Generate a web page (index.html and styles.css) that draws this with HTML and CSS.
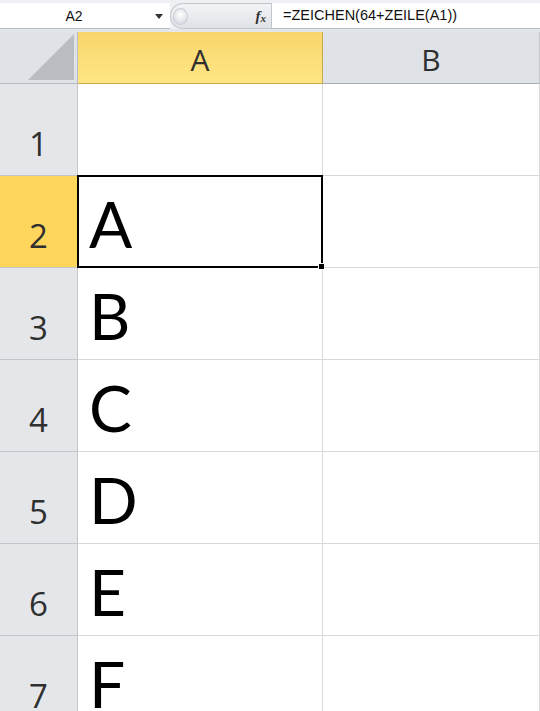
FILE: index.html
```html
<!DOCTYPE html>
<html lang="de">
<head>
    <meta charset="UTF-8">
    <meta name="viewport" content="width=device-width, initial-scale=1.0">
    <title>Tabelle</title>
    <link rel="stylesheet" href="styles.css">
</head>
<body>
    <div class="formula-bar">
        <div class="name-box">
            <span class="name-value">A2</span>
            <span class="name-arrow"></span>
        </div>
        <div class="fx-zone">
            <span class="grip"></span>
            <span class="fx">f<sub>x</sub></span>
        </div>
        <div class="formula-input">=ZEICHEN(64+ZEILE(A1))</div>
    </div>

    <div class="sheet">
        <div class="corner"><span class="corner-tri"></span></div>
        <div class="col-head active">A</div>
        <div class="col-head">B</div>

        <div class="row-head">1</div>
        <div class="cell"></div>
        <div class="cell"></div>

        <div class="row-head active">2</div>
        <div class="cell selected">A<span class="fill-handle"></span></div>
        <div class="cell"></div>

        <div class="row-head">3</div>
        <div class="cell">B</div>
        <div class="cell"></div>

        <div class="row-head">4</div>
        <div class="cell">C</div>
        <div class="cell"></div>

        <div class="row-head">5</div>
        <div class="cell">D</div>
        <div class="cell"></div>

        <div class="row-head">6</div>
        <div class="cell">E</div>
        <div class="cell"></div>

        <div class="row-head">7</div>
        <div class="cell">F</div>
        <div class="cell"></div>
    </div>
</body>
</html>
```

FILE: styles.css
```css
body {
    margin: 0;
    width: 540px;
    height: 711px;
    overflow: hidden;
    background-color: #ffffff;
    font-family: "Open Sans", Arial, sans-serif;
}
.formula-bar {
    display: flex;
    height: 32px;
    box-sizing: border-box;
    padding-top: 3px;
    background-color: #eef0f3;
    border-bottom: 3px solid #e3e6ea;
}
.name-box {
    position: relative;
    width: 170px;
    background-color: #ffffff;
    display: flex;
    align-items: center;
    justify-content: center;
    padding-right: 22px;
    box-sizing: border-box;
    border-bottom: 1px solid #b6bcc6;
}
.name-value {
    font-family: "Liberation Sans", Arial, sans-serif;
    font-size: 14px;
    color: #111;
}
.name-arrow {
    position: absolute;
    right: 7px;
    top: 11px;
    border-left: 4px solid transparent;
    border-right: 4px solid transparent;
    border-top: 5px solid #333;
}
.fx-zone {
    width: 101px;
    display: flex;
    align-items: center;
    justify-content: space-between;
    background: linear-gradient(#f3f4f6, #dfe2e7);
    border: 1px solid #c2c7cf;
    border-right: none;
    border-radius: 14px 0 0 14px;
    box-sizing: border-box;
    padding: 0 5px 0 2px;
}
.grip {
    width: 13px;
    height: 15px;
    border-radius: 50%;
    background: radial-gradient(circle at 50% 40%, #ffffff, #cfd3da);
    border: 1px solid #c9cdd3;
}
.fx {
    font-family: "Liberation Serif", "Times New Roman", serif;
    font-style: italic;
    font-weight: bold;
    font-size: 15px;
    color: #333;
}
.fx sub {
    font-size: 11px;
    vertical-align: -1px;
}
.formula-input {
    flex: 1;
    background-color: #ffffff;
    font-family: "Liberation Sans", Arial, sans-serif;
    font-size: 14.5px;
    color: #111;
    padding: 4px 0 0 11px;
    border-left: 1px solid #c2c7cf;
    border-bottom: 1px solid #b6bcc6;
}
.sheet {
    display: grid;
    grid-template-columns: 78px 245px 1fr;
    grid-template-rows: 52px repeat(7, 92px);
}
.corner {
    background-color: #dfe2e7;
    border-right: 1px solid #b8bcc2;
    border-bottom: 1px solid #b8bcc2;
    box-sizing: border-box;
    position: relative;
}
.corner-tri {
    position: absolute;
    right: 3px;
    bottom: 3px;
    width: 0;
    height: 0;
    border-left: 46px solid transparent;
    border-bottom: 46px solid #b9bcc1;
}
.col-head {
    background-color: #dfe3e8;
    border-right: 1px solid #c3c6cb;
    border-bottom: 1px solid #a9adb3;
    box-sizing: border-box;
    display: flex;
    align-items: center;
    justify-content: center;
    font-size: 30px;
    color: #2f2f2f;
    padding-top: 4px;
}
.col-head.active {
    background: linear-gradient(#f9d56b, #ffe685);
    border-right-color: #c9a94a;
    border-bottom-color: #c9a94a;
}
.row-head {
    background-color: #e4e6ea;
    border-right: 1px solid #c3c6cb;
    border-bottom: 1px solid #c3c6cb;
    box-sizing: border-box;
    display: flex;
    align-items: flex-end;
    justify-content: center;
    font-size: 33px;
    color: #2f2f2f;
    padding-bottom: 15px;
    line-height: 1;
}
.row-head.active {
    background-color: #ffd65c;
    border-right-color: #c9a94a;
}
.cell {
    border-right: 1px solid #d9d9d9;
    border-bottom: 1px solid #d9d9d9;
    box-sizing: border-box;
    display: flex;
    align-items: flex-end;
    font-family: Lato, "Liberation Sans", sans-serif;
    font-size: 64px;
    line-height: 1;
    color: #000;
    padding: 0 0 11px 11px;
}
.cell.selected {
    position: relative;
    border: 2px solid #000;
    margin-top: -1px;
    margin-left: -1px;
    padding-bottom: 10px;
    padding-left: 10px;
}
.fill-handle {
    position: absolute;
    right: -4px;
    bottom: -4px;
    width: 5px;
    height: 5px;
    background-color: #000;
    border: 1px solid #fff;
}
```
──────────
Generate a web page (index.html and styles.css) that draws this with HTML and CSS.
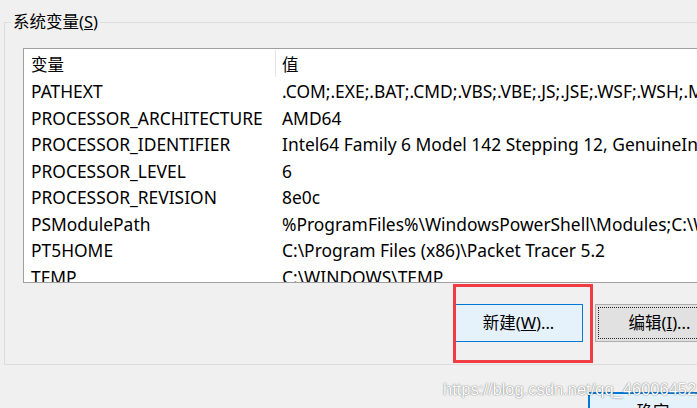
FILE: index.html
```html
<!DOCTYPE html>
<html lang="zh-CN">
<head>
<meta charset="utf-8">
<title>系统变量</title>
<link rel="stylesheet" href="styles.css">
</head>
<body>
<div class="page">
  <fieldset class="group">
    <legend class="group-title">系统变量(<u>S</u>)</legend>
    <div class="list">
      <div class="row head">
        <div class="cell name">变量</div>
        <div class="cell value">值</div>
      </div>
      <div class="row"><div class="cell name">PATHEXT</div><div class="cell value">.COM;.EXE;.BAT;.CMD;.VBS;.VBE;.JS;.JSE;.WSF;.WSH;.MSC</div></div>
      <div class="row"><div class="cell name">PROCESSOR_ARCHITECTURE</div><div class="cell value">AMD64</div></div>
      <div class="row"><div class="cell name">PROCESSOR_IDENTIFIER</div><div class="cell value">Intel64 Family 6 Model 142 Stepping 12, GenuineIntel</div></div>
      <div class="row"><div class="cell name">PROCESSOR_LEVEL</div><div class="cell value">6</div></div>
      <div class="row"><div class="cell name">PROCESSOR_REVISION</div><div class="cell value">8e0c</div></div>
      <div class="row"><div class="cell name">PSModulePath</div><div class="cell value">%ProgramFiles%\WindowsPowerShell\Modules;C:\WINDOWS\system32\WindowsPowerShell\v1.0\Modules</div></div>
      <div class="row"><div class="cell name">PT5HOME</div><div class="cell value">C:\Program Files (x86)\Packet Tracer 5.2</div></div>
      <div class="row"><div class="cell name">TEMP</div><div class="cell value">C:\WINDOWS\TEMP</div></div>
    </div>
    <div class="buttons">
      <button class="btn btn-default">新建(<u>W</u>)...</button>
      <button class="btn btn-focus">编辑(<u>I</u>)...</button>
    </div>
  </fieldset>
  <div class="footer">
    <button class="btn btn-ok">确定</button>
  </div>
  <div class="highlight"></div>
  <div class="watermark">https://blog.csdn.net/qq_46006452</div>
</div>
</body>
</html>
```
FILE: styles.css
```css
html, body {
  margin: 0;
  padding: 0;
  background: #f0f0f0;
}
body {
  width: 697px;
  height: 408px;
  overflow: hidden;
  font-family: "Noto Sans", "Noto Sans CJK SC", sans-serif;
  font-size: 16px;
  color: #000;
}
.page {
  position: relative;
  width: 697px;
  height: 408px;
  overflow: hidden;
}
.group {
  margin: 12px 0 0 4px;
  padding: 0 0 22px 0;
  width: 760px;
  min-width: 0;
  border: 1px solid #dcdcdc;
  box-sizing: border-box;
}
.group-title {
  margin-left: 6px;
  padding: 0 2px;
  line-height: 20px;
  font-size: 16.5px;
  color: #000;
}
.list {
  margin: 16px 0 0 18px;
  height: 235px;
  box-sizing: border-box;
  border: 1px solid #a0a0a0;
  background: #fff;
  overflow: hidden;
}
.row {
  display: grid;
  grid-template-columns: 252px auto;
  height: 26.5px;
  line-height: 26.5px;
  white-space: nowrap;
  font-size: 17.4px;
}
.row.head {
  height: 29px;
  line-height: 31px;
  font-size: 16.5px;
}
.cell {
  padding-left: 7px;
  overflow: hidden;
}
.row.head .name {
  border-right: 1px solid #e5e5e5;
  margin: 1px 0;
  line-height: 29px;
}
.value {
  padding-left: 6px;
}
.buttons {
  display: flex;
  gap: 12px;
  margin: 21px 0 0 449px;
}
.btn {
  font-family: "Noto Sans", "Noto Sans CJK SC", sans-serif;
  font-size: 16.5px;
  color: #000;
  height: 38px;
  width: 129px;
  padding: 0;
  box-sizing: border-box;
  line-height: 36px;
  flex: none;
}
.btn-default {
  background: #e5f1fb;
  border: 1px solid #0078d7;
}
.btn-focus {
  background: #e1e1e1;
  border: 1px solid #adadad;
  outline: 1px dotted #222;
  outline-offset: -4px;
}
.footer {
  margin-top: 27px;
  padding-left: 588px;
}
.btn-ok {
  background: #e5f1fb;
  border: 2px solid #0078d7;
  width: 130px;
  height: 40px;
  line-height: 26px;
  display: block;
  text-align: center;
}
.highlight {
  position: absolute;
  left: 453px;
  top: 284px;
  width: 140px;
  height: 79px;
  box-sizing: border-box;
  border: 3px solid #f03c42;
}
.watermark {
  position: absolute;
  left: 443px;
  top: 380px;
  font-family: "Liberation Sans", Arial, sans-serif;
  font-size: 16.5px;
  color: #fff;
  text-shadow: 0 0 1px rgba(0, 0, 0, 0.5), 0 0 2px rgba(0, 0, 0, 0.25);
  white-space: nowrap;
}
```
──────────
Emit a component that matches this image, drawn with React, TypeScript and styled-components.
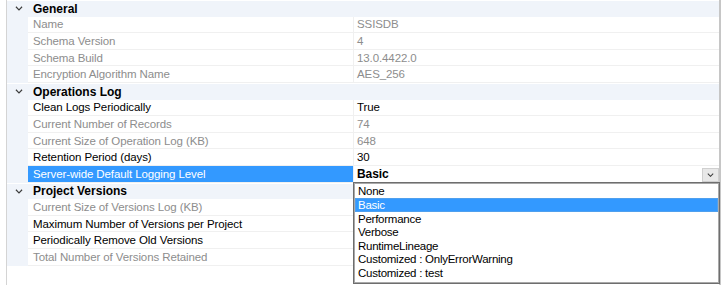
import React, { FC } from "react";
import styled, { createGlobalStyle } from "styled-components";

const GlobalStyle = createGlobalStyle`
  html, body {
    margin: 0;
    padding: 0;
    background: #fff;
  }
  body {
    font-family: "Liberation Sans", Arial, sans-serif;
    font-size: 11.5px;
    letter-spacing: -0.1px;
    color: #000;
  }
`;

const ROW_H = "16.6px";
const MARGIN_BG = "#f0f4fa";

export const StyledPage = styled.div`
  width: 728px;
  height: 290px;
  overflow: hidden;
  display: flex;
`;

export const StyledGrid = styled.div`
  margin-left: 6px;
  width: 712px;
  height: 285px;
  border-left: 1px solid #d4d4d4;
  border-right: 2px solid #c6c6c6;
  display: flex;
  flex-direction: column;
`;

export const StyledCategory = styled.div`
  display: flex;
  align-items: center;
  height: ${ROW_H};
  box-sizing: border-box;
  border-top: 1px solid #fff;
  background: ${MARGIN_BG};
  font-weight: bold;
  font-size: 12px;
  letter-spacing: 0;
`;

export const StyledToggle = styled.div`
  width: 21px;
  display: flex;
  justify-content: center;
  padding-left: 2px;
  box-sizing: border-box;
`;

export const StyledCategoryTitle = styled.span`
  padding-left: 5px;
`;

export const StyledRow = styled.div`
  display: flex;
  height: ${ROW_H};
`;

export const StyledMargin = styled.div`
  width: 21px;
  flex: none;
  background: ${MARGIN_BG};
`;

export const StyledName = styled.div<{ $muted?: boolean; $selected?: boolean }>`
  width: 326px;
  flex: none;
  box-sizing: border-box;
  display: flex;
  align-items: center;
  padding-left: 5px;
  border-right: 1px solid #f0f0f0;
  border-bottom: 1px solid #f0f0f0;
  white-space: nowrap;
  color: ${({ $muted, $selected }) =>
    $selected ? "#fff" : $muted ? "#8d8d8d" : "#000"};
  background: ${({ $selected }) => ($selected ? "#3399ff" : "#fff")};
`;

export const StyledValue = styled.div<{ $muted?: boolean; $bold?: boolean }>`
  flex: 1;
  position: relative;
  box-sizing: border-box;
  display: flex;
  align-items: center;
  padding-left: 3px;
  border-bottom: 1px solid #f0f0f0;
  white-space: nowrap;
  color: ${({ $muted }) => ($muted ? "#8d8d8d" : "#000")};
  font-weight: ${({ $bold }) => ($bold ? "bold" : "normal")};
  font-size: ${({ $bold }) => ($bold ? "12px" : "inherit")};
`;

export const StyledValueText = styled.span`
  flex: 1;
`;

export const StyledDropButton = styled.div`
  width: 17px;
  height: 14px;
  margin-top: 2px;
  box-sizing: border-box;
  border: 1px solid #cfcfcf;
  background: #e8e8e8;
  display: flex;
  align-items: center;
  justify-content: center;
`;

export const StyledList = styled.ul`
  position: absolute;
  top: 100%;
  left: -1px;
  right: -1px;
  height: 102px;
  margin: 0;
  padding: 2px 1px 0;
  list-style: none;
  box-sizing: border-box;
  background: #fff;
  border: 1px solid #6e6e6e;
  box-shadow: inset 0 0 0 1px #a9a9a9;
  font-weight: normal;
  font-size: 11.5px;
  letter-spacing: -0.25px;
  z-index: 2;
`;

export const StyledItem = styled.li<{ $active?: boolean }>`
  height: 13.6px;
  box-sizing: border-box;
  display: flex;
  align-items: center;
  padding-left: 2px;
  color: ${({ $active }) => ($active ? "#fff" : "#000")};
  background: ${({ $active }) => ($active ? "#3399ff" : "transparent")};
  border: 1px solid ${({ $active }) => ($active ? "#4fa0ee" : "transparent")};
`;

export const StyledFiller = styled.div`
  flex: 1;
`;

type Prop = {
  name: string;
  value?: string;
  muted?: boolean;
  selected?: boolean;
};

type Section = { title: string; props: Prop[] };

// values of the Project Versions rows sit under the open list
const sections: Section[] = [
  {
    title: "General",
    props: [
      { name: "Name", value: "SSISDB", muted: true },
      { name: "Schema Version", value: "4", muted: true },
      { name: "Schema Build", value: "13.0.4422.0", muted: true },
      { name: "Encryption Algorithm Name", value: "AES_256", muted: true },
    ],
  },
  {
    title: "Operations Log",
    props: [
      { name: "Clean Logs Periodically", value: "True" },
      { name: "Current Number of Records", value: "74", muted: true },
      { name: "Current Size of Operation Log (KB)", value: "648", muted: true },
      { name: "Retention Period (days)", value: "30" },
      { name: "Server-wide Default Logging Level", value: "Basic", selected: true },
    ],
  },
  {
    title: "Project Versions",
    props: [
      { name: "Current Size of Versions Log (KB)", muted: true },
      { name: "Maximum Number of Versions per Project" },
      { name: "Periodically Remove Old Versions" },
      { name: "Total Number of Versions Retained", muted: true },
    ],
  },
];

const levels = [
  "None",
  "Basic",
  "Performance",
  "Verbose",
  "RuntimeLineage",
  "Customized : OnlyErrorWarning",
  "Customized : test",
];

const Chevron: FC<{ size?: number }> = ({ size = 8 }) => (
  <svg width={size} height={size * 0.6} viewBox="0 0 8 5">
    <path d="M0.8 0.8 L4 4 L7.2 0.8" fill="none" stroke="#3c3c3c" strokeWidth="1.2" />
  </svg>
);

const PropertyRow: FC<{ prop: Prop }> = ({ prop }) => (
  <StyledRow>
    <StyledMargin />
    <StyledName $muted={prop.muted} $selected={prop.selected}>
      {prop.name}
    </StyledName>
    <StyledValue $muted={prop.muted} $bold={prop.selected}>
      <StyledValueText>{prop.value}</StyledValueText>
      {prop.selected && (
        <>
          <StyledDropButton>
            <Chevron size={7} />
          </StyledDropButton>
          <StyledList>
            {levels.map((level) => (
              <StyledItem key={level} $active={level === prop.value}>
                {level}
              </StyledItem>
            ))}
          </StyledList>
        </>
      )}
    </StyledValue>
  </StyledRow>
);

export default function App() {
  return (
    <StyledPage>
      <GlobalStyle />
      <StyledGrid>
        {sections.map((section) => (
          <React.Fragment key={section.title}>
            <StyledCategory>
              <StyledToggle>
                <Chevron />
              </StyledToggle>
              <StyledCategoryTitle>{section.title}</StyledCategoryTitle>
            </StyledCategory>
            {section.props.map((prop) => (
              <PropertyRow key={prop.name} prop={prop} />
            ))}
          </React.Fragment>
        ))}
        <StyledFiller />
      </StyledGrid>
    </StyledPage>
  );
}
──────────
> _Exercise requirements_:
Pick out the lines that contain "React" and copy them.

> _Exercise solution_:
Emit a component that matches this image, drawn with React, TypeScript and styled-components.
import React, { FC } from "react";
          <React.Fragment key={section.title}>
          </React.Fragment>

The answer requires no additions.